The 2025 vintage in champagne - hopes and questions
As wines go into bottle, how are winemakers feeling about 2025?
The best time to do a vintage report in champagne is…about ten years afterwards. The second-best time, though, is Spring. It’s bottling and blending time, the still wines having evolved over winter, decisions having been committed to and feelings over the vintage set more solidly.
How are winemakers feeling about yet another unprecedented year?
Some fabulous wines, sometimes comparable to, but more uneven than, 2019.
2025 was hot, fast and early. The balance in most of the Pinot base wines I’ve tried has been superb, though; it does seem as though the Northern Montagne fared especially well this year in Pinot Noir, with some gloriously glossy, focused, approachable yet far-from-loose base wines. Jean-Baptiste Lécaillon at Louis Roederer says of his Pinots that “the signature of 2025 is this silkiness, the juiciness…it’s easy to taste. The acidity is there, but it’s not too edgy. The structure is there, but it’s not showy. It’s flawless…it’s like 2019, but in 2019 we had more alcohol. The good news with 2025 is that it’s like 2019, but with less alcohol.”
Antoine Huré at Huré Frères in Ludes on the North face says that his 2025s are “riper than 2022” after they decided to wait until the back end of the harvest to pick. The risk of vegetal/underripe flavours caused by picking when aromatic maturity is behind sugar accumulation is so hard-wired into Champagne now that quality producers are certainly nervous about picking on the early side; luckily for Pinot growers the alcohol accumulation didn’t always push as hard as it might have done. “2019 was more 11.6, but 2025 is more 11.2” observed Lécaillon.
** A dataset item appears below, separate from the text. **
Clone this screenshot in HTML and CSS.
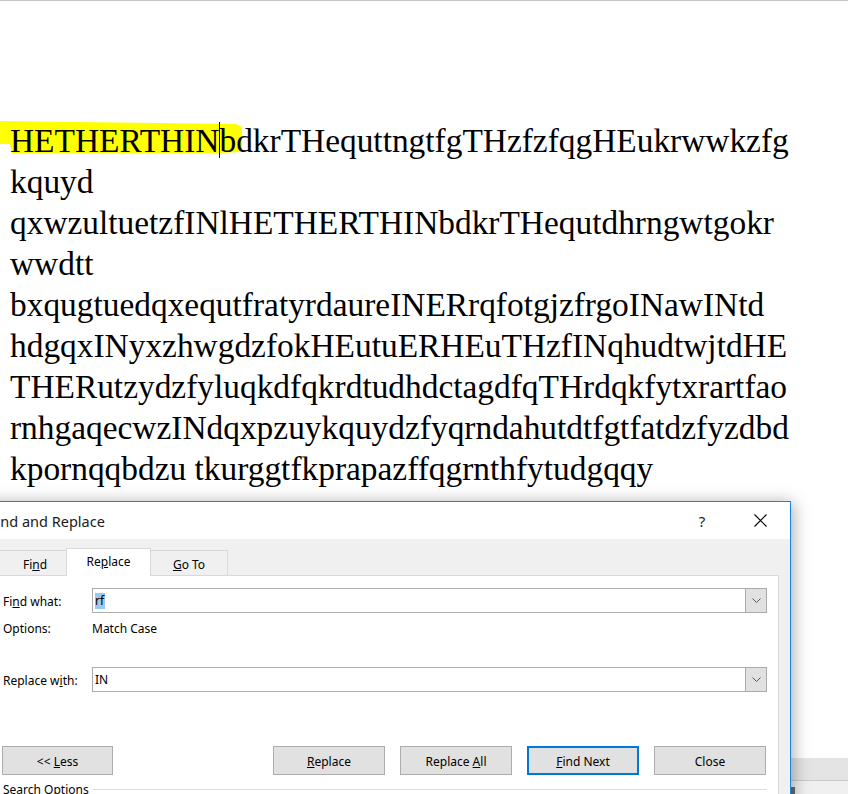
FILE: index.html
```html
<!DOCTYPE html>
<html>
<head>
<meta charset="utf-8">
<title>Find and Replace</title>
<link rel="stylesheet" href="styles.css">
</head>
<body>
<div class="screen">
  <div class="topline"></div>
  <svg class="hl" width="260" height="170" viewBox="0 0 260 170">
    <polygon points="0,121 236,124 242,127 242,152 220,153 12,153 10,144 0,144" fill="#ffff00"/>
  </svg>
  <div class="doc">
    <div class="ln">HETHERTHIN<span class="caret"></span>bdkrTHequttngtfgTHzfzfqgHEukrwwkzfg</div>
    <div class="ln">kquyd</div>
    <div class="ln">qxwzultuetzfINlHETHERTHINbdkrTHequtdhrngwtgokr</div>
    <div class="ln">wwdtt</div>
    <div class="ln">bxqugtuedqxequtfratyrdaureINERrqfotgjzfrgoINawINtd</div>
    <div class="ln">hdgqxINyxzhwgdzfokHEutuERHEuTHzfINqhudtwjtdHE</div>
    <div class="ln">THERutzydzfyluqkdfqkrdtudhdctagdfqTHrdqkfytxrartfao</div>
    <div class="ln">rnhgaqecwzINdqxpzuykquydzfyqrndahutdtfgtfatdzfyzdbd</div>
    <div class="ln">kpornqqbdzu tkurggtfkprapazffqgrnthfytudgqqy</div>
  </div>
  <div class="status"></div>
  <div class="bottom"><div class="thumb"></div></div>

  <div class="dialog">
    <div class="titlebar">
      <div class="title">Find and Replace</div>
      <div class="help">?</div>
      <div class="close">
        <svg width="13" height="13" viewBox="0 0 13 13"><path d="M0.5 0.5 L12.5 12.5 M12.5 0.5 L0.5 12.5" stroke="#000" stroke-width="1.1" fill="none"/></svg>
      </div>
    </div>
    <div class="tabs">
      <div class="tab t-find"><span>Fi<u>n</u>d</span></div>
      <div class="tab t-rep active"><span>Re<u>p</u>lace</span></div>
      <div class="tab t-go"><span><u>G</u>o To</span></div>
    </div>
    <div class="panel">
      <div class="row">
        <div class="label">Fi<u>n</u>d what:</div>
        <div class="combo">
          <div class="val"><span class="sel">rf</span></div>
          <div class="dd"><svg width="9" height="5" viewBox="0 0 9 5"><polyline points="0.5,0.5 4.5,4.5 8.5,0.5" fill="none" stroke="#555" stroke-width="1"/></svg></div>
        </div>
      </div>
      <div class="row opts">
        <div class="label">Options:</div>
        <div class="optval">Match Case</div>
      </div>
      <div class="row rep">
        <div class="label">Replace w<u>i</u>th:</div>
        <div class="combo">
          <div class="val">IN</div>
          <div class="dd"><svg width="9" height="5" viewBox="0 0 9 5"><polyline points="0.5,0.5 4.5,4.5 8.5,0.5" fill="none" stroke="#555" stroke-width="1"/></svg></div>
        </div>
      </div>
      <div class="buttons">
        <div class="btn less"><span>&lt;&lt; <u>L</u>ess</span></div>
        <div class="spacer"></div>
        <div class="btn"><span><u>R</u>eplace</span></div>
        <div class="btn"><span>Replace <u>A</u>ll</span></div>
        <div class="btn primary"><span><u>F</u>ind Next</span></div>
        <div class="btn"><span>Close</span></div>
      </div>
      <div class="search">
        <div class="stext">Search Options</div>
        <div class="sline"></div>
      </div>
    </div>
  </div>
</div>
</body>
</html>
```
FILE: styles.css
```css
html, body {
  margin: 0;
  padding: 0;
  background: #fff;
}
.screen {
  position: relative;
  width: 848px;
  height: 794px;
  overflow: hidden;
}
.topline {
  height: 1px;
  background: #c6c6c6;
}
.hl {
  position: absolute;
  left: 0;
  top: 0;
}
.doc {
  position: relative;
  height: 757px;
  box-sizing: border-box;
  padding: 119px 0 0 10px;
  font-family: "Liberation Serif", "Times New Roman", serif;
  font-size: 33.4px;
  line-height: 41px;
  color: #000;
}
.ln {
  white-space: nowrap;
}
.caret {
  display: inline-block;
  width: 1px;
  height: 36px;
  margin-right: -1px;
  background: #000;
  vertical-align: -6px;
}
.status {
  height: 22px;
  background: #e4e4e4;
  border-bottom: 1px solid #cbcbcb;
}
.bottom {
  height: 20px;
  background: #f0f0f0;
  padding: 6px 0 0 791px;
  box-sizing: border-box;
}
.thumb {
  width: 4px;
  height: 14px;
  background: #6d6d6d;
}

.dialog {
  position: absolute;
  left: -20px;
  top: 501px;
  width: 811px;
  height: 330px;
  box-sizing: border-box;
  border: 1px solid #1a86d9;
  background: #f0f0f0;
  box-shadow: 2px 2px 16px rgba(0, 0, 0, 0.35);
  font-family: "Noto Sans", "Open Sans", sans-serif;
  font-size: 12px;
  color: #000;
}
.titlebar {
  height: 37px;
  background: #fff;
  display: flex;
  align-items: center;
  padding-left: 8px;
}
.title {
  flex: 1;
  font-size: 14.5px;
  color: #1a1a1a;
}
.help {
  width: 30px;
  margin-right: 20px;
  text-align: center;
  font-size: 15px;
  color: #222;
}
.close {
  width: 46px;
  margin-right: 7px;
  display: flex;
  justify-content: center;
  align-items: center;
}
.tabs {
  height: 36px;
  box-sizing: border-box;
  padding-left: 16px;
  display: flex;
  align-items: flex-end;
  position: relative;
  z-index: 1;
}
.tab {
  height: 25px;
  box-sizing: border-box;
  border: 1px solid #d9d9d9;
  border-bottom: none;
  display: flex;
  align-items: center;
  justify-content: center;
  background: #f0f0f0;
  padding-top: 2px;
}
.t-find {
  width: 70px;
  padding-left: 6px;
}
.t-rep {
  width: 85px;
  margin-left: -1px;
}
.t-go {
  width: 78px;
  margin-left: -1px;
}
.tab.active {
  height: 28px;
  margin-bottom: -1px;
  background: #fff;
  padding-top: 0;
  padding-bottom: 3px;
}
.panel {
  margin: 0 11px 0 16px;
  height: 260px;
  box-sizing: border-box;
  background: #fff;
  border: 1px solid #d9d9d9;
  padding: 12px 11px 0 5px;
}
.row {
  display: flex;
  align-items: center;
  height: 25px;
}
.label {
  width: 89px;
  flex: none;
  padding-top: 1px;
}
.combo {
  flex: 1;
  height: 25px;
  box-sizing: border-box;
  border: 1px solid #ababab;
  background: #fff;
  display: flex;
}
.val {
  flex: 1;
  padding-left: 2px;
  line-height: 23px;
}
.sel {
  display: inline-block;
  background: #99c9ef;
  line-height: 16px;
  padding-right: 1px;
}
.dd {
  width: 20px;
  background: #e1e1e1;
  border-left: 1px solid #ababab;
  display: flex;
  align-items: center;
  justify-content: center;
}
.opts {
  margin-top: 7px;
  height: 16px;
}
.rep {
  margin-top: 31px;
}
.buttons {
  margin-top: 54px;
  display: flex;
  gap: 15px;
  height: 29px;
  padding-right: 1px;
}
.spacer {
  flex: 1;
}
.btn {
  width: 112px;
  height: 29px;
  box-sizing: border-box;
  border: 1px solid #adadad;
  background: #e1e1e1;
  display: flex;
  align-items: center;
  justify-content: center;
  padding-top: 1px;
}
.btn.less {
  margin-left: -1px;
  width: 111px;
}
.btn.primary {
  border: 2px solid #0078d7;
}
.search {
  margin-top: 6px;
  display: flex;
  align-items: center;
  height: 16px;
}
.stext {
  flex: none;
}
.sline {
  flex: 1;
  height: 1px;
  background: #dcdcdc;
  margin-left: 4px;
}
```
“It’s not a homogenous harvest, and it’s difficult to read the wines” says Alice Tetienne at Henriot, who was perhaps the most circumspect of all the Chef de Caves I have spoken to. “There are some very nice Pinots from the Montagne, from the North and from Avenay for us…but the Côte des Blancs is not the best, the acidity and structure is not really there, it seems a bit simple.”
Yield anomolies
Thomas Vilmart at Vilmart & Cie in Rilly-la-Montagne, also on the North face, is excited for the wines.